Ach ja, die Texte. Die waren so zwischen
aufklärerisch bis "es wäre schön, wenn ihr
wenigstens schockiert tun würdet." Vaginas aller Länder
vereinigt euch, war die Message des Abends. Ja, wirklich alle
sind gemeint. Die, die Singles sind, und die, die in Beziehungen
leben. Mit denen sollten sich auch die schwarzen und asiatischen
Pussis und sogar die jüdischen vereinigen. Leider wurde
nicht geklärt, in was für Beziehungen die wohl leben.
Ein wenig baff musste ich zur Kenntnis nehmen,
dass es hier nicht um Lust ging, sondern nur über das Reden
darüber, deshalb wurde es auch nicht so richtig lustig.
Zugegeben, der (Alb)Traum einer Protagonistin, die während
eines Rendezvous mit Götz George alles überflutet
und kleine Schiffe und Fische aus ihrer Vagina plätschern
lässt, ist schon witzig anzuhören. Aber wie subversiv
ist ein Bild, das zu Zeiten Aristoteles' schon alt war?
Jedenfalls wurden munter die Probleme der
weißen amerikanischen Mittelstandshausfrau herunter gebetet.
Frauen erkennt euch selbst, indem ihr eure Vaginen erkennt.
Denkt nicht, es seien schwarze Löcher, nein: Eine Vagina
hat Schichten, wie eine Frau halt auch, und ein toller Mann
ist der, der das erkennt. Passend dazu gab es die Geschichte
vom Vaginenflüsterer. Eine Frau die sich selbst erkennt,
weil einer ihrer Lover immer zu ihr sagt, er möchte sie
sehen und erkennen. Sie versteht erst nicht, dann aber kommt
sie drauf; er will einfach ihre Möse sehen, und das verleiht
Frau dann ein unglaubliches Selbstvertrauen und endgültige
Selbsterkenntnis.
Jetzt könnte man denken, was für
ein patriarchaler Mist.

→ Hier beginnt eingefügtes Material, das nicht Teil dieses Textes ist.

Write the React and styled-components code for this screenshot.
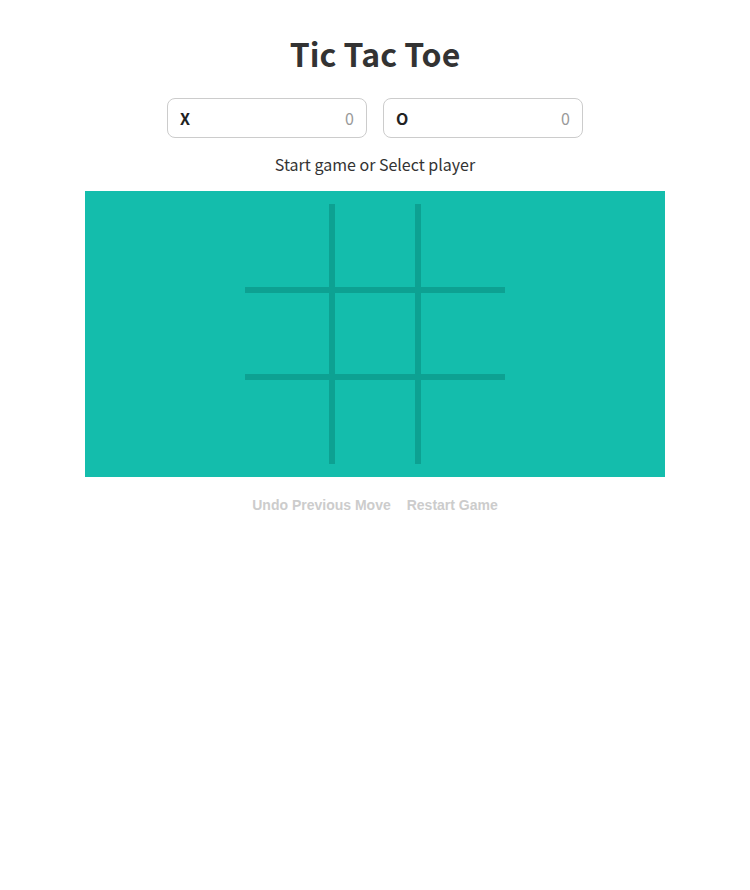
import React, { useState } from "react";
import styled, { createGlobalStyle } from "styled-components";

const Global = createGlobalStyle`
  html, body { margin: 0; padding: 0; background: #fff; }
  body { font-family: "Noto Sans CJK KR", "Noto Sans", sans-serif; color: #333; }
`;

const Page = styled.div`
  display: flex;
  flex-direction: column;
  align-items: center;
  padding-top: 33px;
`;

const Title = styled.h1`
  margin: 0;
  font-size: 32px;
  line-height: 40px;
  font-weight: 700;
  color: #333;
`;

const Scores = styled.div`
  display: flex;
  gap: 16px;
  margin-top: 25px;
`;

const ScoreBox = styled.div`
  box-sizing: border-box;
  width: 200px;
  height: 40px;
  border: 1px solid #ccc;
  border-radius: 8px;
  padding: 0 12px;
  display: flex;
  align-items: center;
  justify-content: space-between;
  font-size: 16px;
`;

const Player = styled.span`
  font-weight: 700;
  color: #222;
`;

const Count = styled.span`
  color: #999;
`;

const Status = styled.p`
  margin: 14px 0 0;
  font-size: 16px;
  line-height: 24px;
  color: #333;
`;

const Board = styled.div`
  margin-top: 15px;
  width: 580px;
  background: #14bdac;
  padding: 13px 0;
  display: flex;
  justify-content: center;
`;

const Grid = styled.div`
  display: grid;
  grid-template-columns: 84px 80px 84px;
  grid-template-rows: 83px 81px 84px;
  gap: 6px;
  background: #0da192;
`;

const Cell = styled.div`
  background: #14bdac;
  cursor: pointer;
`;

const Actions = styled.div`
  display: flex;
  gap: 16px;
  margin-top: 18px;
`;

const ActionButton = styled.button`
  border: none;
  background: none;
  padding: 0;
  font-family: "Liberation Sans", Arial, sans-serif;
  font-weight: 700;
  font-size: 14px;
  line-height: 20px;
  color: #ccc;
  cursor: default;
`;

export default function App() {
  const [cells] = useState(Array(9).fill(null));
  return (
    <>
      <Global />
      <Page>
        <Title>Tic Tac Toe</Title>
        <Scores>
          <ScoreBox>
            <Player>X</Player>
            <Count>0</Count>
          </ScoreBox>
          <ScoreBox>
            <Player>O</Player>
            <Count>0</Count>
          </ScoreBox>
        </Scores>
        <Status>Start game or Select player</Status>
        <Board>
          <Grid>
            {cells.map((c, i) => (
              <Cell key={i}>{c}</Cell>
            ))}
          </Grid>
        </Board>
        <Actions>
          <ActionButton disabled>Undo Previous Move</ActionButton>
          <ActionButton disabled>Restart Game</ActionButton>
        </Actions>
      </Page>
    </>
  );
}
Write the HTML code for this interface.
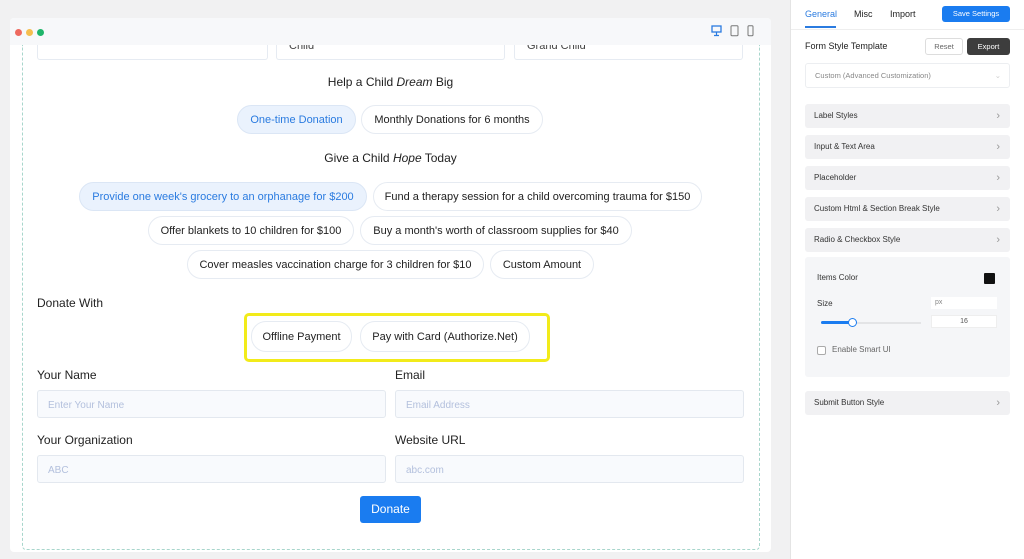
<!DOCTYPE html>
<html><head><style>
*{box-sizing:border-box;margin:0;padding:0}
body{width:1024px;height:559px;background:#f1f1f2;font-family:"Liberation Sans",sans-serif;position:relative;overflow:hidden;color:#1e1e1e}
.a{position:absolute;white-space:nowrap}
.pill{position:absolute;height:29px;border:1px solid #e6ebf2;border-radius:15px;background:#fff;font-size:11px;line-height:28px;text-align:center;color:#222;white-space:nowrap}
.pill.sel{background:#eaf2fd;color:#2a7be0;border-color:#dbe6f5}
.inp{position:absolute;height:28px;border:1px solid #e3e8ef;border-radius:3px;background:#f8fafd;font-size:10px;color:#b3c0dd;padding-left:10px;line-height:29px}
.lbl{position:absolute;font-size:12px;color:#222;white-space:nowrap}
.acc{position:absolute;left:805px;width:205px;height:24px;background:#f1f1f3;border-radius:3px;font-size:8px;color:#333;padding-left:9px;line-height:24px}
.acc:after{content:"›";position:absolute;right:10px;top:0;font-size:11px;color:#999}
</style></head><body>
<div class="a" style="left:10px;top:18px;width:761px;height:534px;background:#fff;border-radius:4px"></div>
<div class="a" style="left:10px;top:18px;width:761px;height:27px;background:#f7f8fa;border-radius:4px 4px 0 0"></div>
<div class="a" style="left:15px;top:29px;width:7px;height:7px;border-radius:50%;background:#ee6a5f"></div>
<div class="a" style="left:26px;top:29px;width:7px;height:7px;border-radius:50%;background:#f5be4f"></div>
<div class="a" style="left:37px;top:29px;width:7px;height:7px;border-radius:50%;background:#1fb56a"></div>
<svg class="a" style="left:711px;top:25px" width="48" height="12"><rect x="1" y="1" width="9" height="6" fill="none" stroke="#2a7be0" stroke-width="1.3"/><path d="M5.5 7v3M3 10.5h5" stroke="#2a7be0" stroke-width="1.2"/><rect x="20" y="0.7" width="7" height="10" rx="1" fill="none" stroke="#777"/><rect x="37" y="0.7" width="5" height="10" rx="1" fill="none" stroke="#777"/></svg>
<div class="a" style="left:22px;top:45px;width:738px;height:505px;border:1px dashed #a8d6cc;border-top:none;border-radius:0 0 4px 4px"></div>
<div class="a" style="left:37px;top:45px;width:231px;height:15px;border:1px solid #e6ebf2;border-top:none;border-radius:0 0 3px 3px"></div>
<div class="a" style="left:276px;top:45px;width:229px;height:15px;border:1px solid #e6ebf2;border-top:none;border-radius:0 0 3px 3px;font-size:11px;line-height:2px;padding-left:12px;overflow:hidden;color:#444">Child</div>
<div class="a" style="left:514px;top:45px;width:229px;height:15px;border:1px solid #e6ebf2;border-top:none;border-radius:0 0 3px 3px;font-size:11px;line-height:2px;padding-left:12px;overflow:hidden;color:#444">Grand Child</div>
<div class="a" style="left:0;width:781px;top:75px;text-align:center;font-size:12px">Help a Child <i>Dream</i> Big</div>
<div class="pill sel" style="left:237px;top:105px;width:119px">One-time Donation</div>
<div class="pill" style="left:361px;top:105px;width:182px">Monthly Donations for 6 months</div>
<div class="a" style="left:0;width:781px;top:151px;text-align:center;font-size:12px">Give a Child <i>Hope</i> Today</div>
<div class="pill sel" style="left:79px;top:182px;width:288px">Provide one week's grocery to an orphanage for $200</div>
<div class="pill" style="left:373px;top:182px;width:329px">Fund a therapy session for a child overcoming trauma for $150</div>
<div class="pill" style="left:148px;top:216px;width:206px">Offer blankets to 10 children for $100</div>
<div class="pill" style="left:360px;top:216px;width:272px">Buy a month's worth of classroom supplies for $40</div>
<div class="pill" style="left:187px;top:250px;width:297px">Cover measles vaccination charge for 3 children for $10</div>
<div class="pill" style="left:490px;top:250px;width:104px">Custom Amount</div>
<div class="lbl" style="left:37px;top:296px">Donate With</div>
<div class="a" style="left:244px;top:313px;width:306px;height:49px;border:3px solid #f2eb1a;border-radius:5px"></div>
<div class="pill" style="left:251px;top:321px;width:101px;height:31px;line-height:30px">Offline Payment</div>
<div class="pill" style="left:360px;top:321px;width:170px;height:31px;line-height:30px">Pay with Card (Authorize.Net)</div>
<div class="lbl" style="left:37px;top:368px">Your Name</div>
<div class="lbl" style="left:395px;top:368px">Email</div>
<div class="inp" style="left:37px;top:390px;width:349px">Enter Your Name</div>
<div class="inp" style="left:395px;top:390px;width:349px">Email Address</div>
<div class="lbl" style="left:37px;top:433px">Your Organization</div>
<div class="lbl" style="left:395px;top:433px">Website URL</div>
<div class="inp" style="left:37px;top:455px;width:349px">ABC</div>
<div class="inp" style="left:395px;top:455px;width:349px">abc.com</div>
<div class="a" style="left:360px;top:496px;width:61px;height:27px;background:#1a7cf0;border-radius:3px;color:#fff;font-size:12px;text-align:center;line-height:27px">Donate</div>

<div class="a" style="left:790px;top:0;width:234px;height:559px;background:#fff;border-left:1px solid #e4e4e4"></div>
<div class="a" style="left:805px;top:9px;font-size:9px;color:#2a7be0">General</div>
<div class="a" style="left:805px;top:26px;width:31px;height:2px;background:#2a7be0"></div>
<div class="a" style="left:854px;top:9px;font-size:9px;color:#222">Misc</div>
<div class="a" style="left:890px;top:9px;font-size:9px;color:#222">Import</div>
<div class="a" style="left:942px;top:6px;width:68px;height:16px;background:#1a7cf0;border-radius:3px;color:#fff;font-size:7.5px;text-align:center;line-height:16px">Save Settings</div>
<div class="a" style="left:791px;top:29px;width:233px;height:1px;background:#eee"></div>
<div class="a" style="left:805px;top:41px;font-size:9px;color:#222">Form Style Template</div>
<div class="a" style="left:925px;top:38px;width:38px;height:17px;border:1px solid #ddd;border-radius:3px;font-size:7.5px;color:#666;text-align:center;line-height:15px">Reset</div>
<div class="a" style="left:967px;top:38px;width:43px;height:17px;background:#3d3d3d;border-radius:3px;font-size:7.5px;color:#fff;text-align:center;line-height:17px">Export</div>
<div class="a" style="left:805px;top:63px;width:205px;height:25px;border:1px solid #eceef1;border-radius:3px;font-size:7.5px;color:#888;padding-left:9px;line-height:23px">Custom (Advanced Customization)<span style="position:absolute;right:8px;color:#ccc">⌄</span></div>
<div class="acc" style="top:104px">Label Styles</div>
<div class="acc" style="top:135px">Input &amp; Text Area</div>
<div class="acc" style="top:166px">Placeholder</div>
<div class="acc" style="top:197px">Custom Html &amp; Section Break Style</div>
<div class="acc" style="top:228px">Radio &amp; Checkbox Style</div>
<div class="a" style="left:805px;top:257px;width:205px;height:120px;background:#f5f6f8;border-radius:3px"></div>
<div class="a" style="left:817px;top:273px;font-size:8px;color:#333">Items Color</div>
<div class="a" style="left:984px;top:273px;width:11px;height:11px;background:#111;border-radius:1px"></div>
<div class="a" style="left:817px;top:299px;font-size:8px;color:#333">Size</div>
<div class="a" style="left:931px;top:297px;width:66px;height:12px;background:#fff;font-size:7px;color:#888;padding-left:4px;line-height:11px">px</div>
<div class="a" style="left:821px;top:322px;width:100px;height:2px;background:#e3e4e6"></div>
<div class="a" style="left:821px;top:321px;width:32px;height:3px;background:#1a7cf0;border-radius:2px"></div>
<div class="a" style="left:848px;top:318px;width:9px;height:9px;border:1.5px solid #1a7cf0;border-radius:50%;background:#fff"></div>
<div class="a" style="left:931px;top:315px;width:66px;height:13px;background:#fff;border:1px solid #eee;font-size:7px;color:#555;text-align:center;line-height:11px">16</div>
<div class="a" style="left:817px;top:346px;width:9px;height:9px;border:1px solid #aaa;border-radius:2px;background:#fff"></div>
<div class="a" style="left:832px;top:345px;font-size:8px;color:#666">Enable Smart UI</div>
<div class="acc" style="top:391px">Submit Button Style</div>
</body></html>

Diese Annahme könnte durch das
dauernde Gerede darüber, dass Frauen allein lustunfähig
seien, bestätigt scheinen, doch weit gefehlt. Hier ist
der emanzipatorische Akt der Veranstaltung zu finden. Vaginas,
das heißt Frauen, sind halt so. Klar Patriarchat machst
du Frauen zu flutenden, irrationalen, lustunempfänglichen,
hysterischen Wesen, aber wir Zuschauer findens ab jetzt toll!

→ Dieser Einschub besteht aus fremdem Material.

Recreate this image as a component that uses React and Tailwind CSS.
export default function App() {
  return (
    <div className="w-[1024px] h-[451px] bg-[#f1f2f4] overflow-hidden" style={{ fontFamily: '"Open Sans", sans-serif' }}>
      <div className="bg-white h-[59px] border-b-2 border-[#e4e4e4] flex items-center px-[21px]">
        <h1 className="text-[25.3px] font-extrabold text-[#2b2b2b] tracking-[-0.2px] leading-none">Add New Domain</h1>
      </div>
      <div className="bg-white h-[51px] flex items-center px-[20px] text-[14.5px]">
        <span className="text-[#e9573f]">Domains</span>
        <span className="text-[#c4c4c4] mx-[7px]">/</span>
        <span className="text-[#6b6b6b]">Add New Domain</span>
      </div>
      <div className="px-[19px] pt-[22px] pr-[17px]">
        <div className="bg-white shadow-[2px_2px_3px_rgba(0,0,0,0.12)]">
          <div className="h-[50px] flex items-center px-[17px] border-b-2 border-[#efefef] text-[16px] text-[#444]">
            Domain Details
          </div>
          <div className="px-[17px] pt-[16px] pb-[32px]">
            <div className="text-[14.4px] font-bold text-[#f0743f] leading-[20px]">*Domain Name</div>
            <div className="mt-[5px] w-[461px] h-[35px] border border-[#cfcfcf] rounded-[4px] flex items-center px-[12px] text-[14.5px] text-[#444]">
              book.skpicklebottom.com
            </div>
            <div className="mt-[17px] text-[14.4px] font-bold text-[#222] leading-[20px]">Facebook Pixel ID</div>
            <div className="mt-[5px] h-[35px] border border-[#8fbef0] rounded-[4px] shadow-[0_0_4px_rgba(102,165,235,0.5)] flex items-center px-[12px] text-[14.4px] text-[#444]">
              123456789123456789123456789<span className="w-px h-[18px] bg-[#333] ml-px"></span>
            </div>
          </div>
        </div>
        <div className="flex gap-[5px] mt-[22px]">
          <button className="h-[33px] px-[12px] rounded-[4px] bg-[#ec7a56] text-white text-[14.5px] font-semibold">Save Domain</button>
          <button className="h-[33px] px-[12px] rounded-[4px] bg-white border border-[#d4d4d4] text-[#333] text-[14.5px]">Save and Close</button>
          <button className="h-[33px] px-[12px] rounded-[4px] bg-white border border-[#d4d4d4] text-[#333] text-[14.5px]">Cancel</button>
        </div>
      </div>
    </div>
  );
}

Und ein bisschen peinlich auch dieses dauernde Hersagen des
Wortes Muschi, aber das können wir ja weglachen, leicht
verunsichert, aber unglaublich feministisch. Gott sei Dank gab
es nicht die "Wir legen alle Hemmungen ab und stehen auf
und rufen gemeinsam FOTZE"-Aktion. Ich gebe zu, es wäre
mir peinlich gewesen, so billig zu einer subversiven Befriedigung
zu kommen.
Ach ja, da war ja auch noch Ulrike. Die
durfte jetzt auch mal ran und las einen Text über eine
Vergewaltigung. Das war schlimm. Schlimm vor allem, weil sich
ein Großteil der Zuhörer sich jetzt in der Gewissheit
zurücklehnen konnte, es Vergewaltigern und Klitorisverstümmlern
mal so richtig gezeigt zu haben. Schlimm aber auch, weil es
weh tat zu sehen, wie eine Profischauspielerin zwei Dritteln
des Publikums den Rücken zuwandte. Vielleicht wäre
eine Probe vor der Vorstellung gut gewesen?

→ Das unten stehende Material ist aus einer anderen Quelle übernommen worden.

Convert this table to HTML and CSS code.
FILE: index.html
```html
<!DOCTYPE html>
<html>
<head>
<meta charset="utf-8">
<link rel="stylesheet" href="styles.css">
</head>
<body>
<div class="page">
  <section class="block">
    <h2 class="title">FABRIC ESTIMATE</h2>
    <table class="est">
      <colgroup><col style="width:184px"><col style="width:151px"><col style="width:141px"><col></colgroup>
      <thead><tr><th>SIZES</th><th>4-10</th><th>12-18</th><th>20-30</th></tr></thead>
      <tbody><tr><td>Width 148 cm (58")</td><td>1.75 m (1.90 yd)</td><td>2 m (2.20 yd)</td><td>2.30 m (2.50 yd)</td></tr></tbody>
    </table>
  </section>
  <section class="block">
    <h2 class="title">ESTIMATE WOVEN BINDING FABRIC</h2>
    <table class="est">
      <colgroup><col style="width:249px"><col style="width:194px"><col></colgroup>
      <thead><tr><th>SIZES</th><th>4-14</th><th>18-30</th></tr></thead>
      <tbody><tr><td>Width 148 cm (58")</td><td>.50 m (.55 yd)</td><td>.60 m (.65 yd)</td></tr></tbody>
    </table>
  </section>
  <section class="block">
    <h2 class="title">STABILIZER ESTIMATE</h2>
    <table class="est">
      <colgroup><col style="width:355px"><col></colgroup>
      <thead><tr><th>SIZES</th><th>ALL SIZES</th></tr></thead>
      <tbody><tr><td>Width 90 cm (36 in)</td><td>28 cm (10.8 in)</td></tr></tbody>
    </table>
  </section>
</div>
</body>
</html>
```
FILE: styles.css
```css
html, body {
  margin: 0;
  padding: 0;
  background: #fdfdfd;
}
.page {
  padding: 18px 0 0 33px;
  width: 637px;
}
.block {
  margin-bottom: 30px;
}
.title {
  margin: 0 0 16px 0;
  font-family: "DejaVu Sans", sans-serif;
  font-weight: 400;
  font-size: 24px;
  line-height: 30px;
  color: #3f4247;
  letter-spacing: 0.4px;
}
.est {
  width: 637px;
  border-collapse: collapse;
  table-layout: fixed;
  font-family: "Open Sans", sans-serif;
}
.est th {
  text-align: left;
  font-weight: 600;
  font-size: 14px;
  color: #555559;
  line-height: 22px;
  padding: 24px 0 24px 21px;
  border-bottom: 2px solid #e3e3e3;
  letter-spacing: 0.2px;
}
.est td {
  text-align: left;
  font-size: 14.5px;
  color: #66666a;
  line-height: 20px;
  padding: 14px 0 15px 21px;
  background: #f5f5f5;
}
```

Als am Ende noch zur Rückeroberung
des Wortes Fotze aufgerufen wurde, brandete stürmischer
Applaus auf, und so verließ ich die Veranstaltung mit
dem Vorsatz, es allen recht zu machen. Leider blieb es bei zwei
Versuchen. Als ich an der Theaterbar stehend der Mittvierzigerin
vor mir zurief "eh Fotze, wie fandest du es denn",
musste ich danach fluchtartig das Terrain räumen. Irritiert
aber unverzagt sagte ich meiner Freundin später am Abend:
"Ich möchte gern dein Wesen erkennen, zeig mir mal
bitte deine Vagina!" Meine Freundin blickte mich mit gerührten
Blick an und haute mir dann Klaus Theweleits "Männerphantasien"
auf den Kopf, als Hardcover. Aua, das tat weh.